A new survey supports what educators have known all along: when it comes to educational priorities, policy makers and parents don’t see eye to eye.
The Center for Michigan just released the results of its latest survey on public attitudes on education in Michigan. The results indicate Michigan teachers, students and parents showed the most support for three key ideas:
• Increased access to early childhood education for the state’s four year-olds • Greater respect, support, and training for teachers both before they enter the classroom and once they’re there • Reducing class size
These priorities — established by teachers and the families they serve — have little in common with the policy priorities announced by Michigan Governor Rick Snyder. The governor and the public share an interest in improved early childhood education, but the remaining two items on the governor’s educational priority list are increased online learning and increasing school choice. Both of these items were at the bottom of the priorities of those participating in the survey.
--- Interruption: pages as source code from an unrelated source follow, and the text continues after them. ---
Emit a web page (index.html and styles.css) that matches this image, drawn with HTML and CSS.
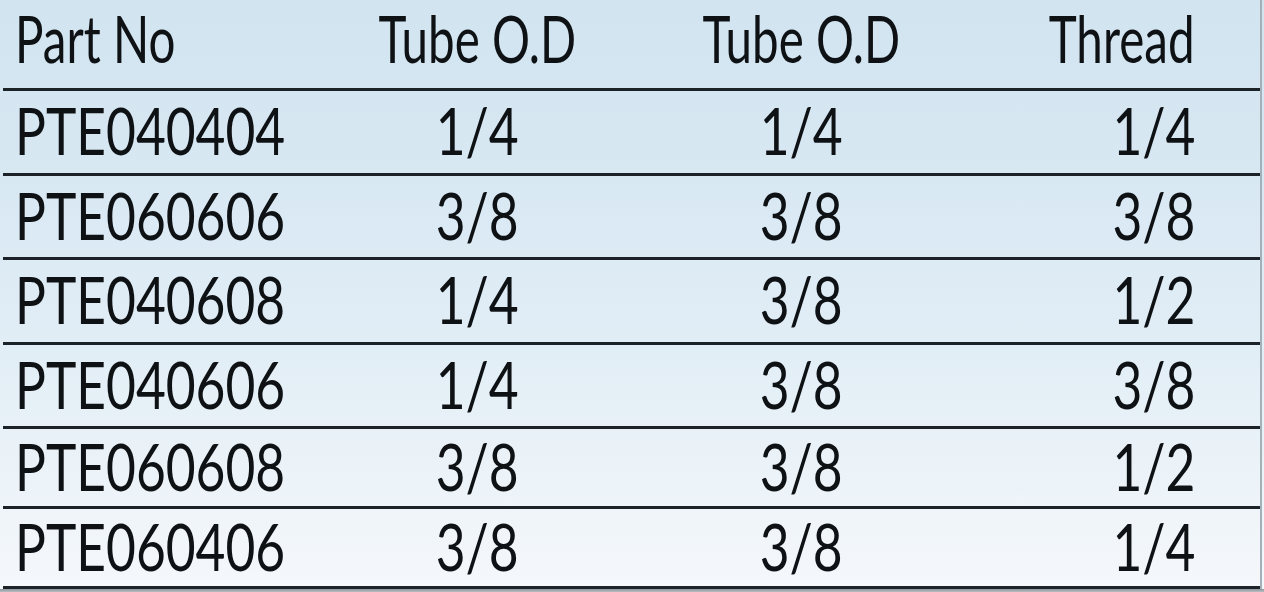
FILE: index.html
```html
<!DOCTYPE html>
<html lang="en">
<head>
<meta charset="utf-8">
<title>Part table</title>
<link rel="stylesheet" href="styles.css">
</head>
<body>
<div class="sheet">
  <div class="table">
    <div class="row head">
      <div class="c c1"><span class="t h">Part No</span></div>
      <div class="c c2"><span class="t h">Tube O.D</span></div>
      <div class="c c3"><span class="t h">Tube O.D</span></div>
      <div class="c c4"><span class="t h">Thread</span></div>
    </div>
    <div class="row">
      <div class="c c1"><span class="t">PTE040404</span></div>
      <div class="c c2"><span class="t">1/4</span></div>
      <div class="c c3"><span class="t">1/4</span></div>
      <div class="c c4"><span class="t">1/4</span></div>
    </div>
    <div class="row">
      <div class="c c1"><span class="t">PTE060606</span></div>
      <div class="c c2"><span class="t">3/8</span></div>
      <div class="c c3"><span class="t">3/8</span></div>
      <div class="c c4"><span class="t">3/8</span></div>
    </div>
    <div class="row">
      <div class="c c1"><span class="t">PTE040608</span></div>
      <div class="c c2"><span class="t">1/4</span></div>
      <div class="c c3"><span class="t">3/8</span></div>
      <div class="c c4"><span class="t">1/2</span></div>
    </div>
    <div class="row">
      <div class="c c1"><span class="t">PTE040606</span></div>
      <div class="c c2"><span class="t">1/4</span></div>
      <div class="c c3"><span class="t">3/8</span></div>
      <div class="c c4"><span class="t">3/8</span></div>
    </div>
    <div class="row">
      <div class="c c1"><span class="t">PTE060608</span></div>
      <div class="c c2"><span class="t">3/8</span></div>
      <div class="c c3"><span class="t">3/8</span></div>
      <div class="c c4"><span class="t">1/2</span></div>
    </div>
    <div class="row">
      <div class="c c1"><span class="t">PTE060406</span></div>
      <div class="c c2"><span class="t">3/8</span></div>
      <div class="c c3"><span class="t">3/8</span></div>
      <div class="c c4"><span class="t">1/4</span></div>
    </div>
  </div>
  <div class="shadow"></div>
</div>
</body>
</html>
```
FILE: styles.css
```css
html, body {
  margin: 0;
  padding: 0;
}
body {
  width: 1264px;
  height: 592px;
  overflow: hidden;
  font-family: Lato, "Open Sans", "Liberation Sans", sans-serif;
  color: #0f1215;
}
.sheet {
  width: 1264px;
  height: 592px;
  display: flex;
  flex-direction: column;
  background: linear-gradient(180deg, #d1e4f0 0%, #d8e8f3 30%, #e2eef6 60%, #eef4f9 85%, #f5f8fb 100%);
}
.table {
  margin-left: 3px;
  width: 1257px;
  display: grid;
  grid-template-rows: 91px 85px 84px 85px 84px 80px 80px;
  border-right: 2px solid #a3b0b8;
  box-sizing: content-box;
}
.row {
  box-sizing: border-box;
  display: grid;
  grid-template-columns: 314px 320px 328px 230px;
  border-bottom: 3px solid #1b2329;
  padding-bottom: 4px;
}
.row.head {
  padding-bottom: 13px;
}
.c {
  display: flex;
  align-items: center;
  font-size: 66px;
  line-height: 66px;
  white-space: nowrap;
}
.c1 {
  justify-content: flex-start;
  padding-left: 12px;
}
.c2, .c3 {
  justify-content: center;
}
.c4 {
  justify-content: flex-end;
}
.t {
  display: inline-block;
  transform: scaleX(0.78);
}
.t.h {
  transform: scaleX(0.72);
}
.c1 .t { transform-origin: left center; }
.c2 .t, .c3 .t { transform-origin: center center; }
.c4 .t { transform-origin: right center; }
.shadow {
  flex: 1;
  background: linear-gradient(180deg, #8e969c, #b9bec2);
}
```
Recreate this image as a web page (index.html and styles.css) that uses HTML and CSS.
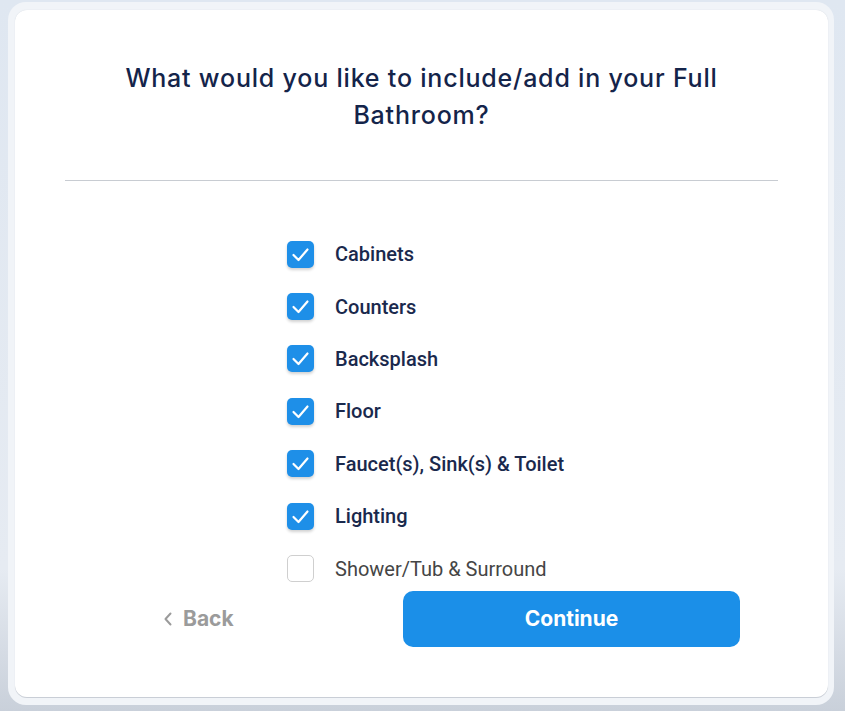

The study’s findings are notable for two reasons. First, there is a long-standing outcry that school reform thinks too much about the teachers, and not about the students–or, using language a venture capitalist like Governor Snyder might better understand, the reforms seem to be coming from the company, not the customer. This survey addresses that concern by including the customers — who, it turns out, have nearly identical priorities for education reform as the teachers who serve them.
These findings don’t exactly match the picture painted by some anti-union forces in Michigan’s recent debate about right to work legislation, rhetoric that portrayed teachers as self-serving, out-of-touch minions who seek to feed off the excesses of a bloated bureaucracy. It’s rare when workers ask for more training; teachers are doing just that, but their request is nowhere to be found in the state’s budget.
This leads to the second point, the price of policy. Smaller class size is expensive, since it requires more teachers and more schools; so is providing more teacher training, especially once they are in the classroom. On the other hand, online learning doesn’t require more classroom space, and more choice allows students to go to schools that are already “working” — and there’s no need to train teachers who already know how to teach, or so the argument goes.
Class size may not always make a difference in student performance, but any teacher at a school of choice will tell you teaching a class of 35 leads to less learning than teaching a class of 27, no matter what the standardized tests say. The same is true for online learning; some students can master the directions and multi-tasking required of an online course, but many more need the right word at the right time delivered by a friendly face that’s pixel free. This is clear to the parents and teachers who live, love, and work with students face-to-face, but seems to be lost on those who study them as cohorts on a spreadsheet.
School choice and online learning are high on the governor’s education agenda for the same reasons fast food continues to thrive in a tight, more health-aware economy — they give the illusion of being a thrifty alternative, when in fact that are a poor substitute for the real thing. Now that parents and students are shown to agree with teachers on the essential steps to true educational reform, policy makers must put aside the caricature of teachers that have shielded them from understanding the real needs of schools, and embrace the opportunity to engage in the hand-in-hand combat that will truly reform learning.